- Born: 1 February 1961 (age 65) Gioia Tauro, Calabria
- Occupation: Mafia boss
- Criminal status: Imprisoned
- Allegiance: Molè 'ndrina
- Criminal charge: Arms trafficking drug trafficking Mafia-type association multiple murders
- Penalty: Life imprisonment

= Girolamo Molè =

Girolamo Molè (/it/; born 1 February 1961, in Gioia Tauro), also known as Mommo, is an Italian criminal and a member of the 'Ndrangheta in Calabria. He is currently serving several life sentences.

He was the son of the historical 'Ndrangheta boss in the Gioia Tauro area, Antonio Molè. The clan has at least one hundred years of history, according to Mommo Molè in an overheard conversation. The Molè brothers, Girolamo, Domenico and Rocco took over the reins of the clan from their father.

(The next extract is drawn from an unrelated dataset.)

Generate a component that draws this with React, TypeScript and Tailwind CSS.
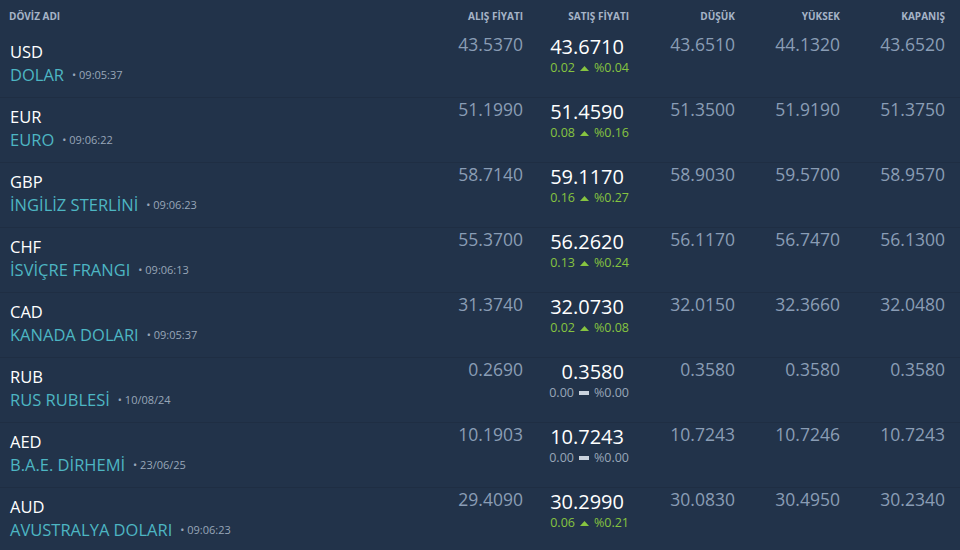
import React from 'react';

type Row = {
  code: string;
  name: string;
  time: string;
  buy: string;
  sell: string;
  diff: string;
  pct: string;
  low: string;
  high: string;
  close: string;
};

const rows: Row[] = [
  { code: 'USD', name: 'DOLAR', time: '09:05:37', buy: '43.5370', sell: '43.6710', diff: '0.02', pct: '%0.04', low: '43.6510', high: '44.1320', close: '43.6520' },
  { code: 'EUR', name: 'EURO', time: '09:06:22', buy: '51.1990', sell: '51.4590', diff: '0.08', pct: '%0.16', low: '51.3500', high: '51.9190', close: '51.3750' },
  { code: 'GBP', name: 'İNGİLİZ STERLİNİ', time: '09:06:23', buy: '58.7140', sell: '59.1170', diff: '0.16', pct: '%0.27', low: '58.9030', high: '59.5700', close: '58.9570' },
  { code: 'CHF', name: 'İSVİÇRE FRANGI', time: '09:06:13', buy: '55.3700', sell: '56.2620', diff: '0.13', pct: '%0.24', low: '56.1170', high: '56.7470', close: '56.1300' },
  { code: 'CAD', name: 'KANADA DOLARI', time: '09:05:37', buy: '31.3740', sell: '32.0730', diff: '0.02', pct: '%0.08', low: '32.0150', high: '32.3660', close: '32.0480' },
  { code: 'RUB', name: 'RUS RUBLESİ', time: '10/08/24', buy: '0.2690', sell: '0.3580', diff: '0.00', pct: '%0.00', low: '0.3580', high: '0.3580', close: '0.3580' },
  { code: 'AED', name: 'B.A.E. DİRHEMİ', time: '23/06/25', buy: '10.1903', sell: '10.7243', diff: '0.00', pct: '%0.00', low: '10.7243', high: '10.7246', close: '10.7243' },
  { code: 'AUD', name: 'AVUSTRALYA DOLARI', time: '09:06:23', buy: '29.4090', sell: '30.2990', diff: '0.06', pct: '%0.21', low: '30.0830', high: '30.4950', close: '30.2340' },
];

function Change({ diff, pct }: { diff: string; pct: string }) {
  const flat = diff === '0.00';
  return (
    <div className={`flex items-center justify-end gap-[5px] text-[12.5px] leading-[16px] ${flat ? 'text-[#98a6b8]' : 'text-[#86c440]'}`}>
      <span>{diff}</span>
      {flat ? (
        <span className="inline-block h-[4px] w-[10px] bg-[#c9d2dd]" />
      ) : (
        <svg width="9" height="5" viewBox="0 0 9 5" className="fill-[#86c440]">
          <path d="M0 5 L4.5 0 L9 5 Z" />
        </svg>
      )}
      <span>{pct}</span>
    </div>
  );
}

export default function App() {
  return (
    <div className="h-[550px] w-[960px] overflow-hidden bg-[#22334a] font-['Open_Sans','Noto_Sans',sans-serif]">
      <div className="flex h-[33px] items-center pr-[15px] text-[10px] font-bold uppercase text-[#a6b4c7]">
        <div className="flex-1 pl-[9px]">DÖVİZ ADI</div>
        <div className="w-[107px] text-right">ALIŞ FİYATI</div>
        <div className="w-[106px] text-right">SATIŞ FİYATI</div>
        <div className="w-[106px] text-right">DÜŞÜK</div>
        <div className="w-[105px] text-right">YÜKSEK</div>
        <div className="w-[105px] text-right">KAPANIŞ</div>
      </div>
      {rows.map((r) => (
        <div key={r.code} className="flex h-[65px] border-b border-[#1f2e43] pr-[15px]">
          <div className="flex-1 pl-[10px] pt-[8px]">
            <div className="text-[16.5px] leading-[22px] text-white">{r.code}</div>
            <div className="mt-[1px] flex items-center">
              <span className="text-[16.5px] leading-[22px] text-[#4db6c3]">{r.name}</span>
              <span className="ml-[8px] text-[11px] text-[#98a6b8]">• {r.time}</span>
            </div>
          </div>
          <div className="w-[107px] text-right text-[17.5px] leading-[22px] text-[#8a9db5]">{r.buy}</div>
          <div className="w-[106px] pt-[1px]">
            <div className="pr-[5px] text-right text-[20px] leading-[26px] text-white">{r.sell}</div>
            <Change diff={r.diff} pct={r.pct} />
          </div>
          <div className="w-[106px] text-right text-[17.5px] leading-[22px] text-[#8a9db5]">{r.low}</div>
          <div className="w-[105px] text-right text-[17.5px] leading-[22px] text-[#8a9db5]">{r.high}</div>
          <div className="w-[105px] text-right text-[17.5px] leading-[22px] text-[#8a9db5]">{r.close}</div>
        </div>
      ))}
    </div>
  );
}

==Alliance with Piromalli 'ndrina==
The Molè clan was allied with their relatives of the Piromalli 'ndrina, also from Gioia Tauro. Often they are referred to as a single organisation, the Piromalli-Molè clan. They have an iron grip on many economic activities in the area, in particular over the Gioia Tauro seaport, the largest container terminal in the Mediterranean.

"The Molè family is the military arm of the Piromalli clan", according to Francesco Forgione, the former chairman of Italian parliament's Antimafia Commission. Within the Piromalli organization the Molè clan is responsible for drug trafficking and handles relations with 'Ndrangheta branches in central and northern Italy as well as with Colombian drug cartels.

==Arrest==
Wanted since 1993 and included on the list of most wanted fugitives in Italy, he was arrested on July 12, 1997. At the time he was charged with 49 murders, arms trafficking, drug trafficking and criminal association. In August 2000, he was convicted to 11 life sentences at the Tirreno trial against the Piromalli-Molè clan.

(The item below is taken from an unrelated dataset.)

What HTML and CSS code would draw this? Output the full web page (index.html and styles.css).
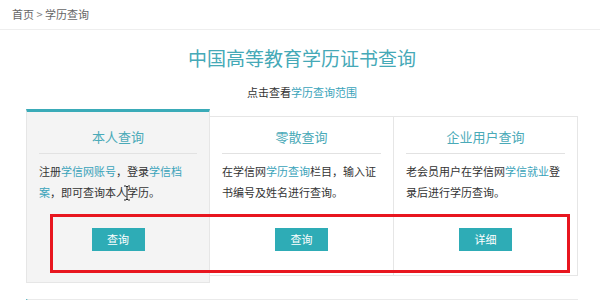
FILE: index.html
```html
<!DOCTYPE html>
<html lang="zh-CN">
<head>
    <meta charset="UTF-8">
    <meta name="viewport" content="width=device-width, initial-scale=1.0">
    <title>学历查询</title>
    <link rel="stylesheet" href="styles.css">
</head>
<body>

<div class="crumb">
    <a href="#">首页</a> &gt; <span>学历查询</span>
</div>

<div class="container">
    <h1>中国高等教育学历证书查询</h1>
    <p class="sub">点击查看<a href="#">学历查询范围</a></p>

    <div class="cards">
        <div class="card active">
            <h2>本人查询</h2>
            <p>注册<a href="#">学信网账号</a>，登录<a href="#">学信档<br>案</a>，即可查询本人学历。</p>
            <a class="btn" href="#">查询</a>
            <!-- text cursor left in the capture -->
            <svg class="cursor" width="8" height="16" viewBox="0 0 8 16">
                <path d="M1 1h2l1 1 1-1h2M4 2v12M1 15h2l1-1 1 1h2" fill="none" stroke="#222" stroke-width="1"/>
            </svg>
        </div>
        <div class="card">
            <h2>零散查询</h2>
            <p>在学信网<a href="#">学历查询</a>栏目，输入证书编号及姓名进行查询。</p>
            <a class="btn" href="#">查询</a>
        </div>
        <div class="card">
            <h2>企业用户查询</h2>
            <p>老会员用户在学信网<a href="#">学信就业</a>登录后进行学历查询。</p>
            <a class="btn" href="#">详细</a>
        </div>
        <div class="mark"></div>
    </div>

    <div class="next"></div>
</div>

</body>
</html>
```

FILE: styles.css
```css
body {
    margin: 0;
    font-family: "Noto Sans CJK SC", "Noto Sans", sans-serif;
    color: #333;
    background: #fff;
}
a {
    color: #3aa3ba;
    text-decoration: none;
}
.crumb {
    height: 29px;
    line-height: 28px;
    padding-left: 12px;
    font-size: 11px;
    color: #888;
    border-bottom: 1px solid #eee;
}
.crumb a,
.crumb span {
    color: #666;
}
.container {
    margin: 0 22px 0 26px;
}
h1 {
    margin: 14px 0 0;
    font-size: 19px;
    line-height: 28px;
    font-weight: normal;
    text-align: center;
    color: #45a9b7;
}
.sub {
    margin: 12px 0 0;
    font-size: 11px;
    line-height: 16px;
    text-align: center;
}
.cards {
    position: relative;
    display: grid;
    grid-template-columns: 1fr 1fr 1fr;
    margin-top: 16px;
}
.card {
    border: 1px solid #e6e6e6;
    padding: 10px 12px 24px;
    background: #fff;
    text-align: center;
}
.card + .card {
    margin-left: -1px;
}
.card.active {
    background: #f4f4f4;
    border-top: 3px solid #3aabb8;
    margin: -7px 0;
    padding-top: 15px;
    padding-bottom: 31px;
    position: relative;
    z-index: 1;
}
.card h2 {
    margin: 0;
    padding-bottom: 6px;
    font-size: 13px;
    line-height: 20px;
    font-weight: normal;
    color: #4aaab8;
    border-bottom: 1px solid #e2e2e2;
}
.card p {
    margin: 7px 0 0;
    height: 42px;
    font-size: 11px;
    line-height: 21px;
    text-align: left;
}
.btn {
    display: inline-block;
    margin-top: 25px;
    width: 53px;
    height: 23px;
    line-height: 23px;
    font-size: 11px;
    color: #fff;
    background: #2eacb6;
}
.cursor {
    position: absolute;
    left: 96px;
    top: 73px;
}
.mark {
    position: absolute;
    left: 24px;
    top: 98px;
    width: 514px;
    height: 53px;
    border: 3px solid #e8161f;
    z-index: 2;
}
.next {
    margin-top: 23px;
    height: 0;
    border-top: 1px solid #eaeaea;
    border-left: 2px solid #3aabb8;
}
```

While in jail a turf war between the Piromalli and Molè clans surfaced in February 2008 when Girolamo’s brother, Rocco Molè, was gunned down near Gioia Tauro. A conflict emerged over the tender of a contract over All Services, a company for the movement of cargo at the port, which was gained by the Alvaro clan, with the consent of the Piromallis. Background of the emerging conflict seems to be the future investments of hundreds of millions of euros in the Gioia Tauro port and the possibilities to take cuts of the investments.

==Crackdown by police==
Within 24 hours after the contract was awarded to the rival clan, Rocco Molè was killed. While Girolamo’s brother Domenico wanted to retaliate immediately, proposing to kill all the adversaries, Girolamo was more cautious. He wanted peaceful mediation, reminding his brother of the long alliance and the dangers of an all-out war. “We have one hundred years of history and family ties with the Piromallis that we cannot wipe out,” he was overheard saying from prison.

Alarmed by the increasing tension, police cracked down on the stranglehold of the 'Ndrangheta on the Gioia Tauro port in July 2008. The operation was dubbed "One Hundred Years of History", after the overheard conversation, and netted 18 criminals and businessmen in Calabria, Rome and Milan. The operation intended to end the start of a possibly bloody turf war between the Piromallis and their former military arm, the Molè family.